Record excerpts:
_ _ _ _ _
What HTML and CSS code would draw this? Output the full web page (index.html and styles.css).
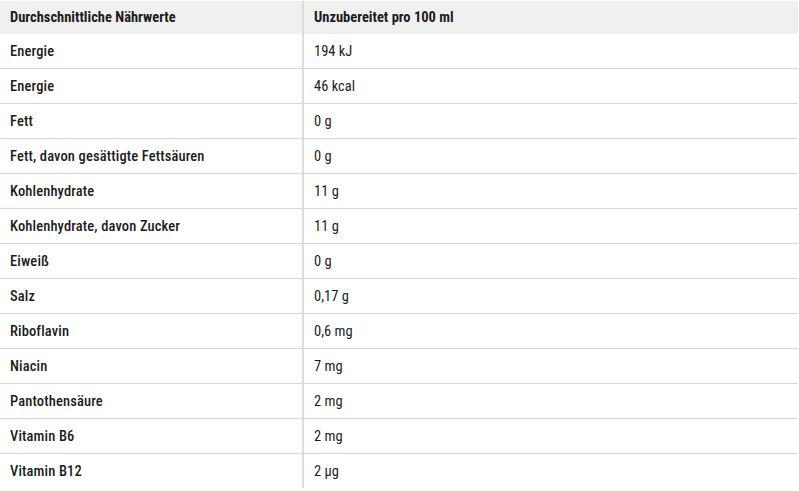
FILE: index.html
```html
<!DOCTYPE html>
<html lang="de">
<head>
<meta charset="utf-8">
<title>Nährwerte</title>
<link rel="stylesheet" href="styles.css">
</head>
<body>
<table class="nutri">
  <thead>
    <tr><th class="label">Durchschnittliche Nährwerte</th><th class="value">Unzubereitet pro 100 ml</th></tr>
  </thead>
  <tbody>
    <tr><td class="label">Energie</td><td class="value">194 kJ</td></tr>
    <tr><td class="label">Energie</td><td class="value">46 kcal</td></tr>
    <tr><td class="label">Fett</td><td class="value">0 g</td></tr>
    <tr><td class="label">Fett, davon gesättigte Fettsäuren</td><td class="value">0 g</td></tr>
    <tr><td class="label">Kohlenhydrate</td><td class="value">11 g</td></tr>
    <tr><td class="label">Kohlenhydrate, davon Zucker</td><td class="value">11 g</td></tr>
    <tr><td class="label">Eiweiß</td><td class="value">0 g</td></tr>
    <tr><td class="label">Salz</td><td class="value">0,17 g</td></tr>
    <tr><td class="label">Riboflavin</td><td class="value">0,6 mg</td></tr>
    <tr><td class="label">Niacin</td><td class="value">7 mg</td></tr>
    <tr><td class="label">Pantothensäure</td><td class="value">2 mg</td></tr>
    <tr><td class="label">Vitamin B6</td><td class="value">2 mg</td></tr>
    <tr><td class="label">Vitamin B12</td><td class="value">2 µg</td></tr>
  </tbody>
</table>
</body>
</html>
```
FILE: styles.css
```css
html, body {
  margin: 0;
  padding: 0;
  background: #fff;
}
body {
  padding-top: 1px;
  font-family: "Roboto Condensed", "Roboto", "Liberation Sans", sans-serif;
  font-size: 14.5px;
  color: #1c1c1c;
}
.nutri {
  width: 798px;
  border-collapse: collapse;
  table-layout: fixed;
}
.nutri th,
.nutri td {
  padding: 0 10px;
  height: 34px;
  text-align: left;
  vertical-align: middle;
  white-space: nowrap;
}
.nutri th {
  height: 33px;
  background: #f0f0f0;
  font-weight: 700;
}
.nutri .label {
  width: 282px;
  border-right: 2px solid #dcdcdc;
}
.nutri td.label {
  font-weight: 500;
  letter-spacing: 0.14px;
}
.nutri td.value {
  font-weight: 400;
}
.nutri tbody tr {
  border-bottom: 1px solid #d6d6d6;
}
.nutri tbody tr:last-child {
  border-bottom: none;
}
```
_ _ _ _ _
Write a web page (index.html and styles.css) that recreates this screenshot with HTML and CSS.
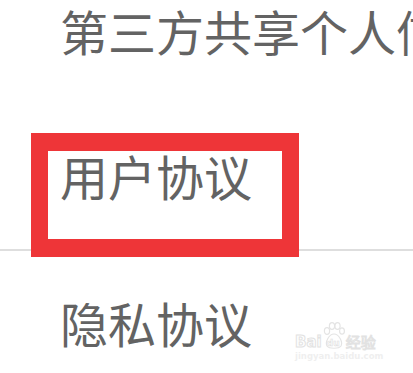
_ _ _ _ _
What to produce:
Filter the listing above for the string "styles" and copy every matching line.

Result of the exercise:
What HTML and CSS code would draw this? Output the full web page (index.html and styles.css).
<link rel="stylesheet" href="styles.css">
FILE: styles.css
Write a web page (index.html and styles.css) that recreates this screenshot with HTML and CSS.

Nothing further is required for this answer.